I met Stevie on a Sunday summer afternoon outside the T at Kendall Square. She asked me for directions to the movie theater. Sure, I’m headed that way. We walk, we chat. Mind if I join you? We watch the movie, make a date, then another, then more. It was a hot summer, and my place had an air conditioner.

Stevie was ten years younger and out of my league according to the bouncer who looked at our IDs and then at her with an appraising eye and then at me with a quizzical eyebrow and a nod of grudging respect.

Her parents visited around Thanksgiving. We went on a luxury dinner cruise in the harbor. We were all on our best behavior. I was invited to Christmas with Stevie’s family in southern Louisiana.

We arrive to a house on stilts.

South of Route 10 you call your girlfriend’s parents by Mr. or Ms. and their first name, so it’s Mr. Roger and Ms. Ava.

Mr. Roger is a taxidermist. His work covers every wall in every room. European mounts with just the antler and skull. Shoulder mounts. Half-body mounts, with the hooves. Full-body mounts in the workshop: bear, deer, mountain lion, longhorn sheep, plenty of birds. I want to take pictures of everything. I don’t take pictures of anything. It didn’t feel right. Taking pictures would be admitting to myself the truth that I would never return.

A bucket of oysters is being fried up in the kitchen. College basketball game on television. Mr. Roger’s running color commentary: “Look at that N— go!” “Give the ball to that N—!” Hard R. I’m a long way from home. I keep my mouth shut.

Mr. Roger wonders about the ancestral provenance of my curly hair.

“Where’d you get that hair like a N—“
“Oh, she didn’t tell you?”

It’s starting to get uncomfortable.

That night, I ask Stevie to intercede on my behalf.
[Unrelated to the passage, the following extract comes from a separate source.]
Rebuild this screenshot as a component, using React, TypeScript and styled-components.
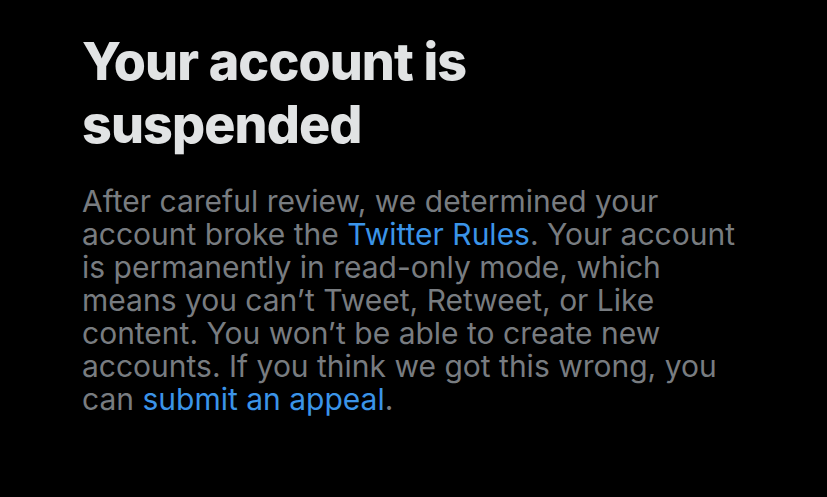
import React from "react";
import styled, { createGlobalStyle } from "styled-components";

const GlobalStyle = createGlobalStyle`
    html, body {
        margin: 0;
        padding: 0;
        background-color: #000;
    }
    body {
        font-family: Inter, "Noto Sans", "Liberation Sans", sans-serif;
        -webkit-font-smoothing: antialiased;
    }
`;

const Page = styled.div`
    width: 827px;
    height: 497px;
    background-color: #000;
    box-sizing: border-box;
    padding: 30px 82px 0 82px;
    display: flex;
    flex-direction: column;
    gap: 29px;
    overflow: hidden;
`;

const Title = styled.h1`
    margin: 0;
    color: #e1e3e4;
    font-size: 52px;
    font-weight: 800;
    line-height: 63px;
    letter-spacing: -0.9px;
`;

const Body = styled.p`
    margin: 0;
    color: #787c80;
    font-size: 30px;
    font-weight: 400;
    line-height: 33px;
    letter-spacing: 0;
`;

const Link = styled.a`
    color: #3b94e8;
    text-decoration: none;
    cursor: pointer;
`;

const App = () => {
    return (
        <>
            <GlobalStyle />
            <Page>
                <Title>Your account is suspended</Title>
                <Body>
                    After careful review, we determined your account broke the{" "}
                    <Link>Twitter Rules</Link>. Your account is permanently in
                    read-only mode, which means you can’t Tweet, Retweet, or Like
                    content. You won’t be able to create new accounts. If you think
                    we got this wrong, you can <Link>submit an appeal</Link>.
                </Body>
            </Page>
        </>
    );
};

export default App;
It’s your house, but maybe dial it down while I’m here? It dials down.

Ms. Ava lays it out straight for me. I’m not who they had in mind for their daughter, but Stevie loves me, so that’s that. Ms. Ava is a believer, she’s seen signs.

Early in the morning, Mr. Roger takes me alone on his motorboat into the swamp. It’s another world out there. Swampworld. He’s a skilled guide and pilot. No incidents, no accidents. I return, skin, bones, and all.

I learn all about the business of taxidermy. Hunting on a private game preserve is expensive, and you need to pay up again for every animal you kill. If you bag one on the first day, chances are you’ll be out there the next day looking for something bigger. And after all that money changes hands, who’s got anything left for an expensive mount job? To make a sale you need to be there at just the right time, with just the right words, giving just the right feelings.

We tour the local plantation home. On the second floor, there’s a mid-19th-century map showing which families owned which lands. Mr. Roger’s family owned a plot. Guess who did all the work. The family sold the plot in the 1920s. A few years later, the new owners struck oil.

Christmas Eve dinner with the extended family. Grandma offers a prayer for the destruction of the sinners in New Orleans. We go to Midnight Mass. I’m introduced to the priest and a few other people, and I get the feeling that it’s a small town, no introductions necessary.

Back to church for the Sunday Mass. The priest delivers a sermon on how the Lord changed King David’s heart. I can’t help but ponder how the story relates to my presence in their midst as a member of a stubborn, stiff-necked people whose heart they would see changed.

We go for a Sunday drive. There’s a CD in the player, it’s “Amazing Grace.” Sure, I’ve heard this song before.

“Play it again, Daddy.”

Amazing Grace, how sweet the sound, the sound, the sound.

Sound Sound Sound.

Seven times.

Daddy played it seven times.

Seven times around Jericho, Jericho falls.

Seven times around Ivan, Ivan is Ivan.

For the second week of the trip, we get out of the swamp. We drive up to see Stevie’s friends in ArkLaTex. I learn how to say Natchitoches and Nacogdoches.

Back in Boston, she gets into tango. I’m not very good at it, a feeling I don’t like. It would take regular practice for me to get anywhere, and I don’t have the time for that. I had just started taking a class at Harvard Extension taught by the preeminent historian of the Qing dynasty, and I had papers to write.

I got an “A.”

She moved back to the swamp.

I saw her once more, in New Orleans the year before Katrina. It had been a lonely year. I would have gotten back together, but she knew better than my tears. It was never going to work with us.